No es esta la única leyenda de la fuente, pues el articulista murciano José Antonio Martínez Parra relataba en la revista La ilustración católica allá por 1883 cómo era costumbre que la noche de San Juan fuesen los mozos riosecanos a bañarse en la Samaritana. Allí al parecer se aparecía todos los años, al dar las doce, una arrepentida desconocida a la que hacían objeto de sus burlas, pues los pecados, como los de la pastora de la leyenda, eran de los relacionados con el sexto mandamiento.
Pero un año la mujer que encontraron llorando era la esposa del regidor de la Ciudad, esto, unido a la repentina desaparición del esposo, constituyó un gran escándalo, quedando estigmatizada durante mucho tiempo la pobre mujer, sobre todo cuando año tras año persistía en acudir a la fuente en la noche de San Juan. Hasta la ocasión en que, por encontrase enferma, envió en su lugar a una hija que, por supuesto, fue también inmediatamente tachada de infame pecadora por los festivos mozos.

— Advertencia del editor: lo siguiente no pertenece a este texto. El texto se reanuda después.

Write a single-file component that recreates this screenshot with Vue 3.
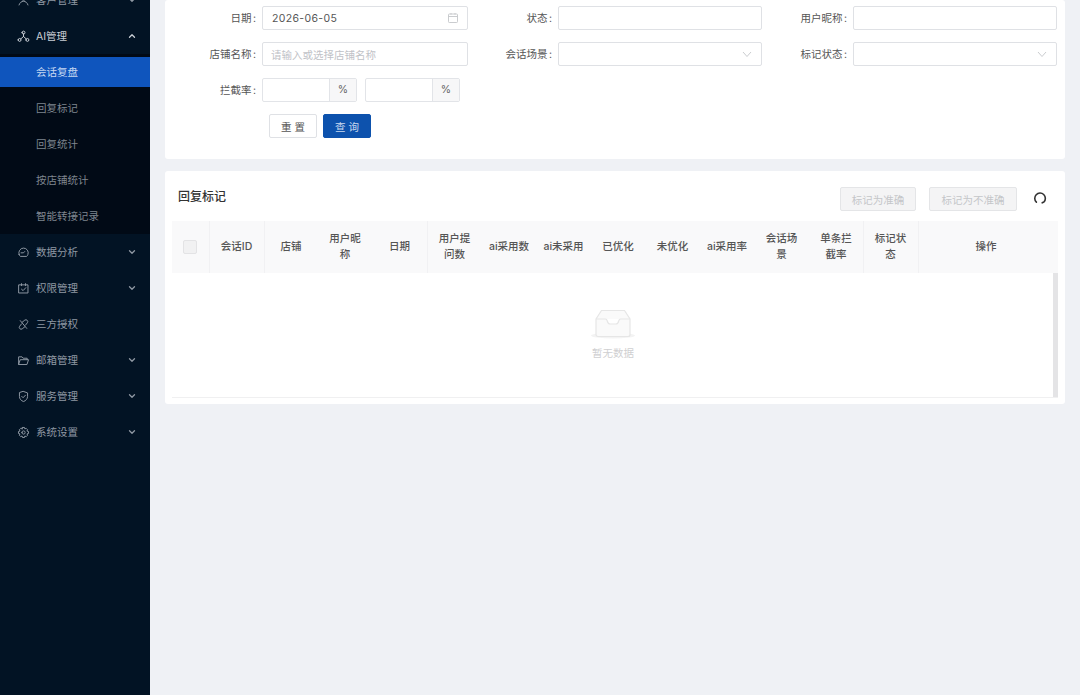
<template>
  <div class="layout">
    <aside class="sidebar">
      <nav class="menu">
        <template v-for="item in menu" :key="item.name">
          <div class="menu-item" :class="{ open: item.children }">
            <svg class="menu-icon" viewBox="0 0 16 16" fill="none" stroke="currentColor" stroke-width="1.2" stroke-linecap="round" stroke-linejoin="round">
              <path v-for="(d, i) in icons[item.icon]" :key="i" :d="d" />
            </svg>
            <span class="menu-name">{{ item.name }}</span>
            <svg v-if="item.arrow" class="menu-arrow" viewBox="0 0 10 10" fill="none" stroke="currentColor" stroke-width="1.3" stroke-linecap="round" stroke-linejoin="round">
              <path :d="item.children ? 'M2.5 6.2L5 3.8L7.5 6.2' : 'M2.5 3.8L5 6.2L7.5 3.8'" />
            </svg>
          </div>
          <div v-if="item.children" class="submenu">
            <div v-for="(sub, i) in item.children" :key="sub" class="submenu-row">
              <div class="submenu-item" :class="{ active: i === 0 }">{{ sub }}</div>
            </div>
          </div>
        </template>
      </nav>
    </aside>

    <main class="main">
      <section class="card search-card">
        <div class="form-grid">
          <div class="field">
            <label>日期 :</label>
            <div class="input has-icon">
              <span class="value">2026-06-05</span>
              <svg class="suffix" viewBox="0 0 12 12" fill="none" stroke="currentColor" stroke-width="0.9">
                <rect x="1.5" y="2" width="9" height="8.5" rx="0.8" />
                <path d="M1.5 4.5H10.5M4 1V2.6M8 1V2.6" />
              </svg>
            </div>
          </div>
          <div class="field">
            <label>状态 :</label>
            <div class="input"></div>
          </div>
          <div class="field">
            <label>用户昵称 :</label>
            <div class="input"></div>
          </div>

          <div class="field">
            <label>店铺名称 :</label>
            <div class="input"><span class="placeholder">请输入或选择店铺名称</span></div>
          </div>
          <div class="field">
            <label>会话场景 :</label>
            <div class="input has-icon">
              <svg class="suffix" viewBox="0 0 12 12" fill="none" stroke="currentColor" stroke-width="0.9"><path d="M2 4L6 8.5L10 4" /></svg>
            </div>
          </div>
          <div class="field">
            <label>标记状态 :</label>
            <div class="input has-icon">
              <svg class="suffix" viewBox="0 0 12 12" fill="none" stroke="currentColor" stroke-width="0.9"><path d="M2 4L6 8.5L10 4" /></svg>
            </div>
          </div>

          <div class="field">
            <label>拦截率 :</label>
            <div class="range">
              <div class="addon-input"><div class="addon-box"></div><span class="addon">%</span></div>
              <div class="addon-input"><div class="addon-box"></div><span class="addon">%</span></div>
            </div>
          </div>
        </div>
        <div class="search-actions">
          <button class="btn">重 置</button>
          <button class="btn primary">查 询</button>
        </div>
      </section>

      <section class="card table-card">
        <div class="table-head">
          <h3>回复标记</h3>
          <div class="table-actions">
            <button class="btn disabled first">标记为准确</button>
            <button class="btn disabled">标记为不准确</button>
            <svg class="refresh" viewBox="0 0 14 14" fill="none" stroke="currentColor" stroke-width="1.6" stroke-linecap="round" stroke-linejoin="round">
              <path d="M3.4 11.2A5.3 5.3 0 1 1 10.9 11L9.2 11.8" />
            </svg>
          </div>
        </div>

        <div class="table-wrap">
          <table class="data-table">
            <colgroup>
              <col style="width: 37px" />
              <col v-for="c in columns" :key="c.title" :style="{ width: c.width + 'px' }" />
            </colgroup>
            <thead>
              <tr>
                <th class="line"><span class="checkbox"></span></th>
                <th v-for="c in columns" :key="c.title" :class="{ line: c.line, last: c.title === '操作' }">
                  <div class="th-text" :class="{ narrow: c.wrap }">{{ c.title }}</div>
                </th>
              </tr>
            </thead>
          </table>
          <div class="empty-body">
            <div class="empty">
              <svg class="empty-icon" viewBox="0 0 48 32" fill="none">
                <ellipse cx="24" cy="27.5" rx="22" ry="3" fill="#f3f3f3" />
                <path d="M7 11L12.5 2.5H35.5L41 11V26.5C41 27.6 40.1 28.5 39 28.5H9C7.9 28.5 7 27.6 7 26.5Z" fill="#fafafa" stroke="#e6e6e6" stroke-width="1.2" />
                <path d="M7 11H16.5C17.6 11 18 12 18.3 13C18.8 15 19.8 16 21 16H27C28.2 16 29.2 15 29.7 13C30 12 30.4 11 31.5 11H41" fill="#fff" stroke="#e6e6e6" stroke-width="1.2" />
              </svg>
              <p>暂无数据</p>
            </div>
            <div class="scroll-thumb"></div>
          </div>
        </div>
      </section>
    </main>
  </div>
</template>

<script setup>
const icons = {
  user: ['M8 2.5a2.6 2.6 0 1 1 0 5.2a2.6 2.6 0 1 1 0-5.2Z', 'M2.5 13.5C3.5 10.5 5.5 9 8 9s4.5 1.5 5.5 4.5'],
  nodes: ['M8 4.6V8M8 8L4.6 11M8 8L11.4 11', 'M6.2 3.2a1.8 1.8 0 1 0 3.6 0a1.8 1.8 0 1 0-3.6 0Z', 'M1.4 12.2a1.8 1.8 0 1 0 3.6 0a1.8 1.8 0 1 0-3.6 0Z', 'M11 12.2a1.8 1.8 0 1 0 3.6 0a1.8 1.8 0 1 0-3.6 0Z'],
  gauge: ['M2.6 10.5A5.8 5.8 0 1 1 13.4 10.5C13 11.6 12.4 12.5 11.8 12.8H4.2C3.6 12.5 3 11.6 2.6 10.5Z', 'M5 8.4H8L9.5 6.8'],
  calendar: ['M2.5 3.5H13.5V13.5H2.5Z', 'M5.5 2V4.5M10.5 2V4.5', 'M5.5 8.8L7.5 10.6L10.8 7'],
  link: ['M6.4 5.2L9.6 2.6a2.3 2.3 0 0 1 3.2 3.2L10.4 8.8', 'M9.6 10.8L6.4 13.4a2.3 2.3 0 0 1-3.2-3.2L5.6 7.2', 'M4 3.2L12 12.8'],
  folder: ['M2 12.5V3.5H6.2L7.6 5.2H12.5V7', 'M2 12.5L4 7H14.2L12.4 12.5Z'],
  shield: ['M8 1.8L13 3.6V8C13 11 10.8 13.2 8 14.2C5.2 13.2 3 11 3 8V3.6Z', 'M5.8 7.8L7.5 9.5L10.4 6.4'],
  gear: ['M6.8 1.8H9.2L9.7 3.6L11.3 2.9L13 4.6L12.2 6.2L14.2 6.8V9.2L12.3 9.8L13 11.4L11.3 13.1L9.7 12.3L9.2 14.2H6.8L6.2 12.3L4.6 13.1L2.9 11.4L3.7 9.8L1.8 9.2V6.8L3.7 6.2L2.9 4.6L4.6 2.9L6.2 3.6Z', 'M6 8a2 2 0 1 0 4 0a2 2 0 1 0-4 0Z'],
}

const menu = [
  { name: '客户管理', icon: 'user', arrow: true },
  { name: 'AI管理', icon: 'nodes', arrow: true, children: ['会话复盘', '回复标记', '回复统计', '按店铺统计', '智能转接记录'] },
  { name: '数据分析', icon: 'gauge', arrow: true },
  { name: '权限管理', icon: 'calendar', arrow: true },
  { name: '三方授权', icon: 'link', arrow: false },
  { name: '邮箱管理', icon: 'folder', arrow: true },
  { name: '服务管理', icon: 'shield', arrow: true },
  { name: '系统设置', icon: 'gear', arrow: true },
]

const columns = [
  { title: '会话ID', width: 55, line: true },
  { title: '店铺', width: 54 },
  { title: '用户昵称', width: 54, wrap: true },
  { title: '日期', width: 55, line: true },
  { title: '用户提问数', width: 55, wrap: true },
  { title: 'ai采用数', width: 54 },
  { title: 'ai未采用', width: 55 },
  { title: '已优化', width: 54 },
  { title: '未优化', width: 55 },
  { title: 'ai采用率', width: 54 },
  { title: '会话场景', width: 55, wrap: true },
  { title: '单条拦截率', width: 54, wrap: true, line: true },
  { title: '标记状态', width: 55, wrap: true, line: true },
  { title: '操作', width: 140 },
]
</script>

<style>
html,
body {
  margin: 0;
  background: #eff1f5;
}
</style>

<style scoped>
.layout {
  display: flex;
  height: 695px;
  overflow: hidden;
  font-family: 'Inter', 'Noto Sans CJK SC', sans-serif;
  font-size: 10.5px;
  color: #555;
}

.sidebar {
  flex: 0 0 150px;
  background: #021324;
  overflow: hidden;
}

.menu {
  margin-top: -18px;
}

.menu-item {
  height: 36px;
  display: flex;
  align-items: center;
  padding: 0 13px 0 17px;
  color: #8f98a3;
}

.menu-item.open {
  color: #c9ced5;
}

.menu-icon {
  width: 13px;
  height: 13px;
  flex-shrink: 0;
  margin-right: 6px;
}

.menu-name {
  flex: 1;
  line-height: 30px;
  padding-top: 1px;
}

.menu-arrow {
  width: 10px;
  height: 10px;
}

.submenu {
  background: #010a16;
}

.submenu-row {
  height: 36px;
  display: flex;
  align-items: center;
}

.submenu-item {
  flex: 1;
  height: 30px;
  line-height: 31px;
  padding-left: 36px;
  color: #7f868f;
}

.submenu-item.active {
  background: #0f55bd;
  color: #c6d8f2;
}

.main {
  flex: 1;
  min-width: 0;
  padding: 0 15px;
}

.card {
  background: #fff;
  border-radius: 3px;
}

.search-card {
  padding: 6px 8px 21px 7px;
}

.form-grid {
  display: grid;
  grid-template-columns: 296px 294px 295px;
  row-gap: 12px;
}

.field {
  display: flex;
  align-items: center;
  height: 24px;
}

.field label {
  flex: 0 0 84px;
  margin-right: 6px;
  padding-bottom: 2px;
  text-align: right;
  word-spacing: -1.5px;
  color: #555;
}

.field:nth-child(3n) label {
  flex-basis: 85px;
}

.input {
  flex: 1;
  height: 24px;
  box-sizing: border-box;
  border: 1px solid #dfe1e5;
  border-radius: 2px;
  display: flex;
  align-items: center;
  padding: 0 8px 0 9px;
}

.has-icon {
  justify-content: flex-end;
}

.value {
  flex: 1;
  font-size: 10.5px;
  letter-spacing: 0.35px;
  color: #555;
}

.placeholder {
  margin-left: -1px;
  color: #bfc2c7;
}

.suffix {
  width: 12px;
  height: 12px;
  color: #c4c6ca;
}

.range {
  display: flex;
  gap: 8px;
}

.addon-input {
  display: flex;
  width: 95px;
  height: 24px;
  box-sizing: border-box;
  border: 1px solid #e2e4e8;
  border-radius: 2px;
}

.addon-box {
  flex: 1;
}

.addon {
  width: 26px;
  text-align: center;
  line-height: 22px;
  background: #f7f7f8;
  border-left: 1px solid #e2e4e8;
  color: #666;
}

.search-actions {
  display: flex;
  gap: 6px;
  padding: 12px 0 0 97px;
}

.btn {
  height: 24px;
  width: 48px;
  padding: 0;
  box-sizing: border-box;
  border: 1px solid #dfe1e5;
  border-radius: 2px;
  background: #fff;
  font: inherit;
  color: #555;
}

.btn.primary {
  background: #0d52ad;
  border-color: #0d52ad;
  color: #c9daf0;
}

.table-card {
  margin-top: 12px;
  padding: 0 7px 6px;
  height: 233px;
  box-sizing: border-box;
}

.table-head {
  height: 50px;
  display: flex;
  align-items: center;
  justify-content: space-between;
  padding-left: 6px;
}

.table-head h3 {
  margin: 0 0 2px;
  font-size: 12px;
  font-weight: 500;
  color: #333;
}

.table-actions {
  display: flex;
  align-items: center;
  padding-top: 6px;
}

.btn.disabled {
  height: 24px;
  width: 88px;
  background: #f4f4f5;
  border-color: #e4e5e7;
  color: #c4c6c9;
}

.btn.disabled.first {
  width: 76px;
  margin-right: 13px;
}

.refresh {
  width: 14px;
  height: 14px;
  margin: -3px 11px 0 16px;
  color: #333;
}

.table-wrap {
  border-bottom: 1px solid #f0f0f1;
}

.data-table {
  width: 886px;
  table-layout: fixed;
  border-collapse: collapse;
}

.data-table th {
  height: 52px;
  padding: 0;
  background: #f9f9fa;
  font-weight: 500;
  color: #555;
  text-align: center;
  border-right: 1px solid transparent;
}

.data-table th.line {
  border-right-color: #f1f1f3;
}

.data-table th.last {
  padding-right: 4px;
}

.th-text {
  line-height: 16px;
  margin: 0 auto;
}

.th-text.narrow {
  width: 32px;
}

.checkbox {
  display: inline-block;
  width: 12px;
  height: 12px;
  vertical-align: middle;
  background: #f1f1f2;
  border: 1px solid #e3e3e5;
  border-radius: 2px;
}

.empty-body {
  position: relative;
  height: 124px;
  display: flex;
  justify-content: center;
}

.empty {
  width: 100%;
  padding: 35px 4px 0 0;
  text-align: center;
}

.empty-icon {
  display: block;
  width: 48px;
  height: 32px;
  margin: 0 auto;
}

.empty p {
  margin: 5px 0 0;
  font-size: 10.5px;
  color: #cfcfd1;
}

.scroll-thumb {
  position: absolute;
  top: 0;
  right: 0;
  bottom: 0;
  width: 5px;
  background: #e4e4e6;
}
</style>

Aquella noche hubo otra visita a la fuente: la del regidor D. Diego de Paredes, que volvía a Rioseco después de guerrear durante 12 años (1701-1713) con su Señor, el Almirante D. Juan Tomás, que había tomado las armas a favor de Carlos de Austria y en contra de Felipe V en la guerra de sucesión al morir Carlos II. D. Diego había convenido con su esposa que si algún día regresaba sería el de San Juan y se encontrarían en la fuente del convento; hasta allí le acompañó el día de su partida, y allí, llorando como una Magdalena, la habían sorprendido los ignorantes mozos. Por eso había enviado aquella noche a su hija al no poder acudir ella misma a encontrase con su esposo, cuya vuelta a Rioseco restituyó el honor supuestamente manchado de madre e hija.
¿Sería esta una historia fruto de la imaginación del narrador o realmente se la habría escuchado contar a algún riosecano? Nosotros ni la conocíamos ni hemos sido capaces de encontrar más datos de ella ni del regidor del último Almirante. Como tampoco hay datos fehacientes de que Isabel I de Castilla, la Reina Católica, se refrescara, como cuenta la tradición, con las aguas de la fuente cuando se acogió a la protección de D. Fadrique, allá por 1470, en el castillo de Rioseco, desconociéndose, aunque puede que no sea improbable, si acudió alguna vez al convento franciscano de Nuestra Señora de la Esperanza de Valdescopezo.
Un monasterio que fue fundado en 1429, cuando fray Pedro Santoyo se asentó en una ermita situada en el sureste de Medina de Rioseco. El convento se benefició de la protección de los Almirantes de Castilla que llegaron a convertir la iglesia, cuyas obras se inician en 1477, en panteón familiar. Constaba, además el complejo monástico, del edificio conventual y otras dependencias menores. Sufrió los efectos de la guerra de la Independencia, pero se mantuvo hasta la exclaustración de 1836, cuando quedó abandonado. Hay constancia de que ya en 1848 apenas quedaban restos, pues la piedra de sus edificios se utilizó en la construcción del Canal de Castilla. A la espalda del convento se extendía una gran huerta repleta de árboles frutales en la que se encontraba la fuente (que se ve en el centro de la ilustración de Ventura García Escobar que acompaña estas líneas), cuya galería subterránea estaba realizada en piedra de sillería y disponía de un estanque cuya función era mantener la pesca con que se alimentaban los monjes. Y, retomando a Esteban García Chico como ya escribiera hace casi un siglo “Ahora sólo hay unos muros de la cerca en ruinas vestidos de hiedra, y la fuente La Samaritana, que brotan sus aguas de las entrañas del alcor. En aquel lugar desierto –convertido en tierras paniegas–, el agua da una lección de eternidad; corre y canta entre los zarzales, como corría y cantaba cuando llegó el bienaventurado Fray Pedro de Santoyo a plantar el cenobio”.